Da parte dei paesi europei non si tratta di realpolitik ma proprio di una mancanza politica oltre che morale. La realpolitik sarebbe considerare che l’arrivo di uno o due millioni di persone è senz’altro di difficile gestione, ma che, in un continente che conta più di 500 milioni di abitanti, si può trovare spazio per quello che corrisponde allo 0,2-0,4 per cento della popolazione totale. Come ha detto pochi mesi fa la cancelliera tedesca Angela Merkel, prima che la pressione politica in patria e la mancanza di solidarietà europea la inducessero a cambiare la sua posizione: “Wir Schaffen das” (ci riusciremo).
Non si tratta solo di proclamare in modo incantatorio che l’immigrazione è un dato positivo in un continente vecchio, in calo demografico e che tutti i dati dimostrano che i migranti, già sul medio termine, rappresentano un contributo più che un peso sui conti dei vari paesi. Si tratta di affrontare la realtà dei numeri e dei fatti. È ancor più grave che i governi europei (e non “l’Europa” come si semplifica alla nausea) pensino di salvarsi grazie a un paese che pesa meno del cinque per cento del suo Pil, circa un terzo della sola Italia.
In cambio della benevolenza di Erdoğan a tenersi i rifiugiati, i paesi europei sono pronti a concedere quasi tutto : sovvenzioni (minimo 3 milliardi di euro), soppressione dei visti per i cittadini turchi, rilancio del processo di adesione all’Unione e, sarà un fatto, minore attenzione verso le violenze contro la minoranza curda e le violazioni dei diritti democratici in Turchia.
Questo mercanteggiamento è assurdo almeno per tre motivi.
Il primo è probabilmente il più grave. Mina i fondamenti stessi della costruzione comunitaria, fondata sul ricordo dei totalitarismi. Per la prima volta dalla sua nascita, l’Unione europea si appresta a espellere verso la Turchia tutti i migranti arrivati in Grecia, anche quelli che avrebbero titolo per ottenere lo status di rifugiati.
Secondo, lo scambio parte dell’idea che è l’Europa che ha bisogno della Turchia mentre è vero il contrario. Con la guerra siriana alle sue porte, le minacce terroristiche sul suo territorio e le tensioni con la Russia, per l’Ue sarebbe il momento più opportuno per fare pressioni su Erdoğan per un maggiore rispetto dei diritti democratici.

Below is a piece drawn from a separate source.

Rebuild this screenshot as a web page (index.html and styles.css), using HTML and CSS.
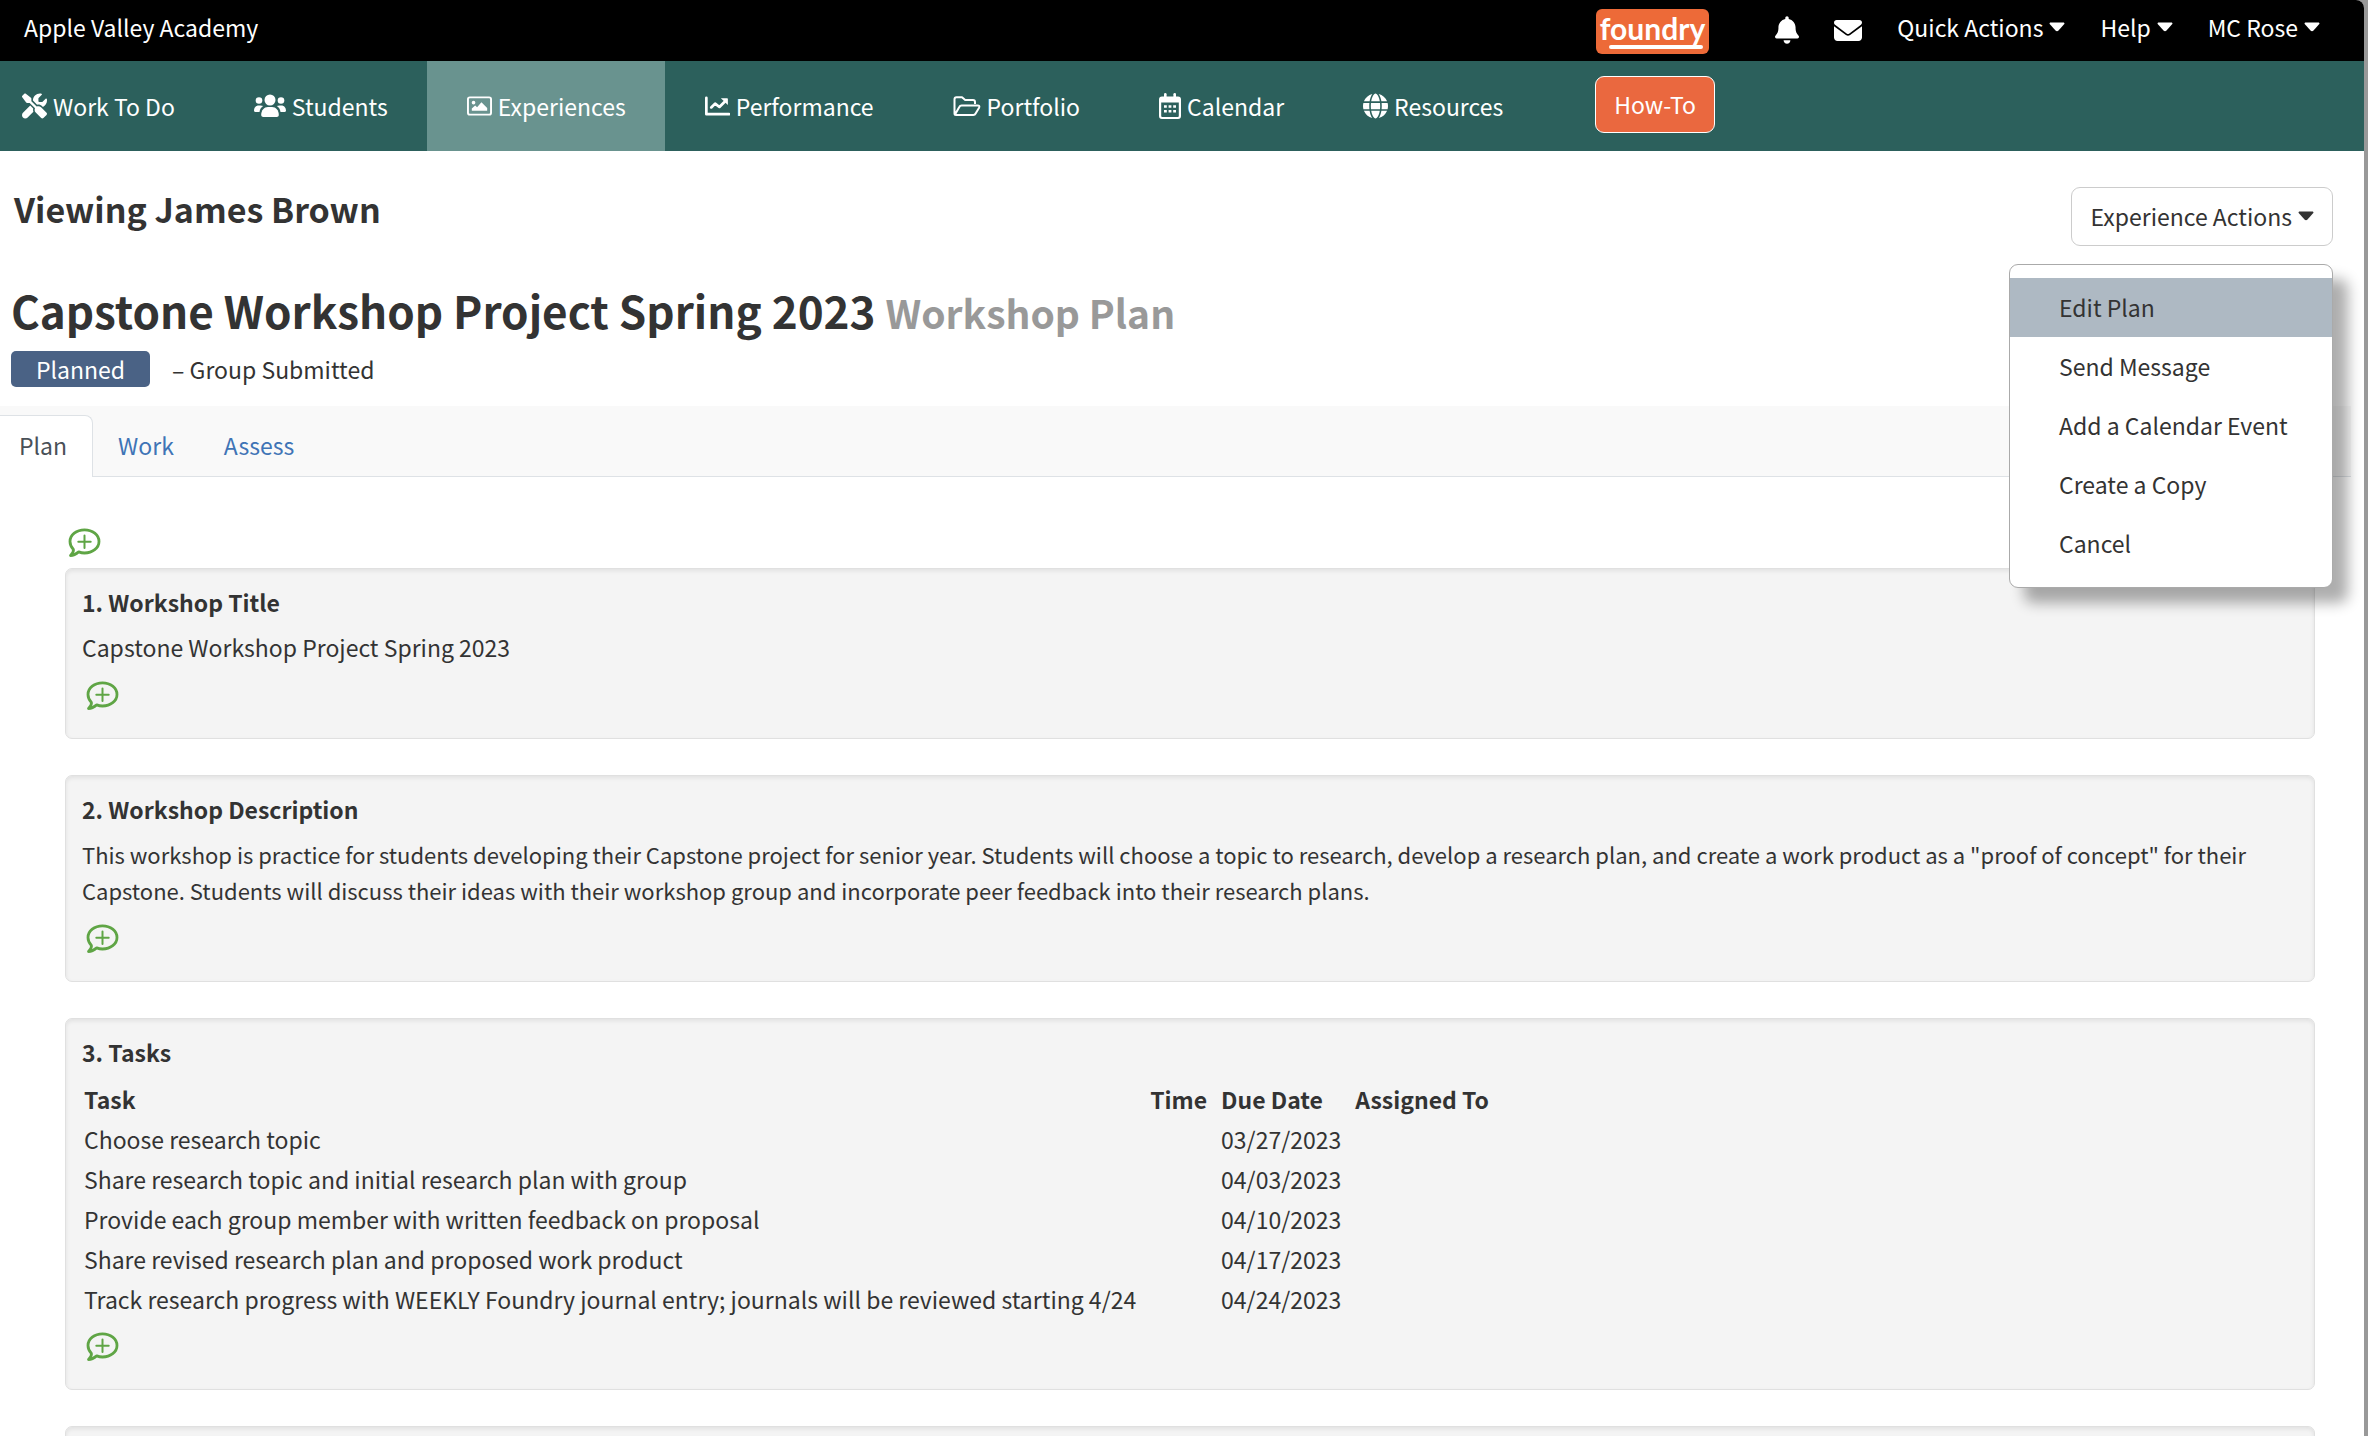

Terzo, perché con questo accordo i governi europei sperano di placare le rispettive opinioni pubbliche e di far arretrare le forze xenofobe e populiste. Così si perde di vista il fatto che il male è molto più profondo. Basta vedere che i partiti e i movimenti nazionalisti crescono quasi dappertutto, anche nei paesi poco colpiti dall’arrivo di migranti. Per esempio, in Polonia i migranti rappresentano solo l’uno per cento della popolazione. Oppure, le recenti elezioni in Slovacchia sono state segnate da discorsi razzisti e contro i profughi, ma nel 2015 Bratislava ha concesso solo otto richieste d’asilo.
In realtà il male dell’Europa sta prima di tutto nella crisi di fiducia verso la politica. I cittadini pensano che i loro leader non siano capaci di governare la globalizzazione, la rivoluzione tecnologica, che scombussola i rapporti sociali e di lavoro, e i cambiamenti degli equilibri mondiali di cui i flussi migratori sono la dimostrazione concreta e quotidiana. Questo fatto che crea angoscia e che alimenta le formazioni estreme. Per questo è un controsenso affidarsi a un paese come la Turchia per risolvere la questione dei migranti. Alimenta la mancanza di sicurezza nei propri mezzi e nella capacità a rispondere alle sfide (sopratutto se Erdoğan non rispetterà il blocco promesso delle partenze) e alla fine non potrà che aumentare ulterioremente i dubbi dei cittadini europei.
In un mondo dove l’élite europea fosse ancora capace di fare politica, piuttosto che andare in ginocchio ad Ankara, i governi nazionali dovrebbero aumentare in modo massiccio i loro contributi all’Ue, per sollevare i territori di frontiera (Italia e Grecia in testa) dalle funzioni di controllo e di accoglienza dei migranti e finanziare le regioni che accettano (con un ritorno economico significativo) di farsi carico dei rifiugiati. Che poi è quello che si fa, normalmente, in ogni nazione.